**Short problem**
Report the number of lines that include "code", with no additional text.
**** Records to process ****
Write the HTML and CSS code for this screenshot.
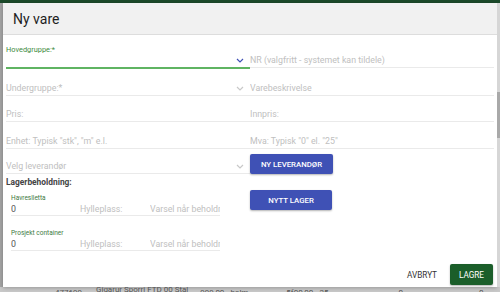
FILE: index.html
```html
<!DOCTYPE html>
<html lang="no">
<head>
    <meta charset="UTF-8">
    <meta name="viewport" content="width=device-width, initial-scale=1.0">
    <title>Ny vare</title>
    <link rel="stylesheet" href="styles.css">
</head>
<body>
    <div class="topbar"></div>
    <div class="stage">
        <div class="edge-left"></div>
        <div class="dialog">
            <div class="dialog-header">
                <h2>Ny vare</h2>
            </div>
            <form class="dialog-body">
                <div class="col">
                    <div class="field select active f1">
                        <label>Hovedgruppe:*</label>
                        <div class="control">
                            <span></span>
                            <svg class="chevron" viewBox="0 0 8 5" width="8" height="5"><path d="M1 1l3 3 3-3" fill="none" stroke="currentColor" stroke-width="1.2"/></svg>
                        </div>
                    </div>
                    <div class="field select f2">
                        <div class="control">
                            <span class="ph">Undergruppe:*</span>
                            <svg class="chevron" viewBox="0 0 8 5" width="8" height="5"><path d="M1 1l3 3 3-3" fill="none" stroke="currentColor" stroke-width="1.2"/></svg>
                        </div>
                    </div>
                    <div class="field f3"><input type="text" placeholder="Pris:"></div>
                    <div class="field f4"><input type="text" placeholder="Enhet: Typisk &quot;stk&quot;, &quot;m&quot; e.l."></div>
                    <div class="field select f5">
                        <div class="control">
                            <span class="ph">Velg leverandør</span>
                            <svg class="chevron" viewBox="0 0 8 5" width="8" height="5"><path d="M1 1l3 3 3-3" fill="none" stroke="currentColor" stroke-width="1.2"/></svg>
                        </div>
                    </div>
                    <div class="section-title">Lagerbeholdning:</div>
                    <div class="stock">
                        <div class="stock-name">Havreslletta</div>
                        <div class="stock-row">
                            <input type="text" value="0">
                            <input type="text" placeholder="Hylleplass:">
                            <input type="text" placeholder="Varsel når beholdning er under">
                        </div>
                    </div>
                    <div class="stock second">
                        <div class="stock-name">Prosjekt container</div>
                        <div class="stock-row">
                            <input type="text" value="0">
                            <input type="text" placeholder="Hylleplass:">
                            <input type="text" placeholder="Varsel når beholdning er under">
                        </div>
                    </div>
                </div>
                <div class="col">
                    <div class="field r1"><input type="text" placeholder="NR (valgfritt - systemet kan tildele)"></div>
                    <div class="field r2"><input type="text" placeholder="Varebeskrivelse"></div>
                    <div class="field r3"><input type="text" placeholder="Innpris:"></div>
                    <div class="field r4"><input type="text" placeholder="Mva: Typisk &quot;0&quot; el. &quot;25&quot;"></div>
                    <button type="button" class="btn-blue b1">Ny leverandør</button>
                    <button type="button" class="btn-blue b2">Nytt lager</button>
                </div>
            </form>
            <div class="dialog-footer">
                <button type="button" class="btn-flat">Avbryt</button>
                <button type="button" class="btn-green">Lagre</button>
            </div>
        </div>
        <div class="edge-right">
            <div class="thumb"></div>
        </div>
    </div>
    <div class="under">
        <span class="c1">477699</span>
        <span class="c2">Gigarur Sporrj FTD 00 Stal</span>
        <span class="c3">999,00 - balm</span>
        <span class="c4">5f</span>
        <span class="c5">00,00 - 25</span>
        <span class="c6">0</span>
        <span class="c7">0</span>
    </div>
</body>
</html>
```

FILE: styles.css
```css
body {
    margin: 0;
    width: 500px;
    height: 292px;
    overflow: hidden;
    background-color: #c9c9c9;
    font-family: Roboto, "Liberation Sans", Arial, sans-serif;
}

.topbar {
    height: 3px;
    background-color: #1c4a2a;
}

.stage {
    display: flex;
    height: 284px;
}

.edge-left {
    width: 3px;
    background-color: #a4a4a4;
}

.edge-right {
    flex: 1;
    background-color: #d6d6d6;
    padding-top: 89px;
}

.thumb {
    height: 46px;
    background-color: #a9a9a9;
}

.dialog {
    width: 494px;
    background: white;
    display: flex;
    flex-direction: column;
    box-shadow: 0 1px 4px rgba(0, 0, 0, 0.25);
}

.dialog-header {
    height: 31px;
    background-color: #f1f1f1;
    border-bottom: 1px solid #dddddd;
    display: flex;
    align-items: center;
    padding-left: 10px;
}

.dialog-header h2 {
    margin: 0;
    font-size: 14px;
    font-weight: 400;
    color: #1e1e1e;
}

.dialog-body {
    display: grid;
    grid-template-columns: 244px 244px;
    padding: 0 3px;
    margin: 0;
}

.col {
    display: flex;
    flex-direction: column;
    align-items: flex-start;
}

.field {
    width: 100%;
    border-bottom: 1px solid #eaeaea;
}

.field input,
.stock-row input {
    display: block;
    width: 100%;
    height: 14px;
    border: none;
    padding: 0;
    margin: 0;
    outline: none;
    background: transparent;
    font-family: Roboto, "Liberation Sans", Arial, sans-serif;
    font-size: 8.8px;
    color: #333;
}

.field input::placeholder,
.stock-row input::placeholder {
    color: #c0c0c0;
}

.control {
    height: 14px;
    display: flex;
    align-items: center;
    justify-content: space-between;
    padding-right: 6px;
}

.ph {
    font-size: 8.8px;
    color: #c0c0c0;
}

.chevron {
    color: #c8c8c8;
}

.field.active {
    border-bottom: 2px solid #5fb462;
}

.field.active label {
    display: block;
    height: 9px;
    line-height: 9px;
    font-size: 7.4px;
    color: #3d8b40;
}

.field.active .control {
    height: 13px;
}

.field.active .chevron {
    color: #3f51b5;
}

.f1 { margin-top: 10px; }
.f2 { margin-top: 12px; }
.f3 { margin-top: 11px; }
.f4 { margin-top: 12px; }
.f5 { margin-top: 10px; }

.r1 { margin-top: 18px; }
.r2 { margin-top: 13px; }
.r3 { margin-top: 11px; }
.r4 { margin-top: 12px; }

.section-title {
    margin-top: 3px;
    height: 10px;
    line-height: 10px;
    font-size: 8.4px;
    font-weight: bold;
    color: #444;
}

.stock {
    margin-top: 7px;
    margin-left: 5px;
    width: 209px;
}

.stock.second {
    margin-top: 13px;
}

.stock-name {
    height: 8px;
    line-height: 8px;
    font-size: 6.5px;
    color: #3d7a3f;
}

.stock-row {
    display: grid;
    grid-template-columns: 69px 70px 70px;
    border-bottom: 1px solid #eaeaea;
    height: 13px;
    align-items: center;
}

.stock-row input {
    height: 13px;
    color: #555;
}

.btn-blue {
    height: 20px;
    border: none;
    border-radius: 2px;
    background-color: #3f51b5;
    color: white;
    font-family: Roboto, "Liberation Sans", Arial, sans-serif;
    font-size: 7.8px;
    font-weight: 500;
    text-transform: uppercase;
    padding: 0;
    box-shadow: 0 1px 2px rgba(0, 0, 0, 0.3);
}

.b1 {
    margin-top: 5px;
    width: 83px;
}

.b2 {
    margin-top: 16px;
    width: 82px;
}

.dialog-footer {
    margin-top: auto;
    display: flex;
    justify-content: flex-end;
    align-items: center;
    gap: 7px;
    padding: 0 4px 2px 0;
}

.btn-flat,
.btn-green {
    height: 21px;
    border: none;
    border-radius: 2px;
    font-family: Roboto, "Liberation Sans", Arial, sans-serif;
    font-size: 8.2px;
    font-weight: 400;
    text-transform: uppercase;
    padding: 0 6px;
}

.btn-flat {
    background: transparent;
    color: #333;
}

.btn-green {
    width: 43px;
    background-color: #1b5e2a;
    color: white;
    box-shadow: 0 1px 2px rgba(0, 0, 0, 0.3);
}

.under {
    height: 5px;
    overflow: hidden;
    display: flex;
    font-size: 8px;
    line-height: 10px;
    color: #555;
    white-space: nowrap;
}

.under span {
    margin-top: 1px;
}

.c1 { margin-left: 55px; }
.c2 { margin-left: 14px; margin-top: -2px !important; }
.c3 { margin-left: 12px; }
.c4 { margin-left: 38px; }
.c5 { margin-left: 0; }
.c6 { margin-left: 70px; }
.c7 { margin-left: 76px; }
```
****
**** Records to process ****
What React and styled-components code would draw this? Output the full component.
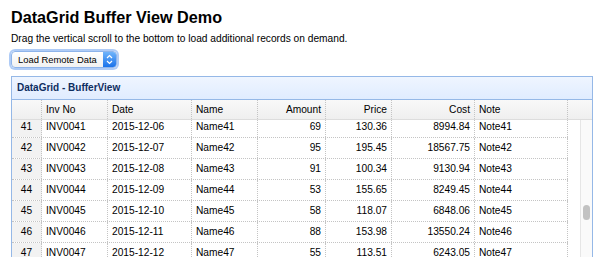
****
**Full response**
2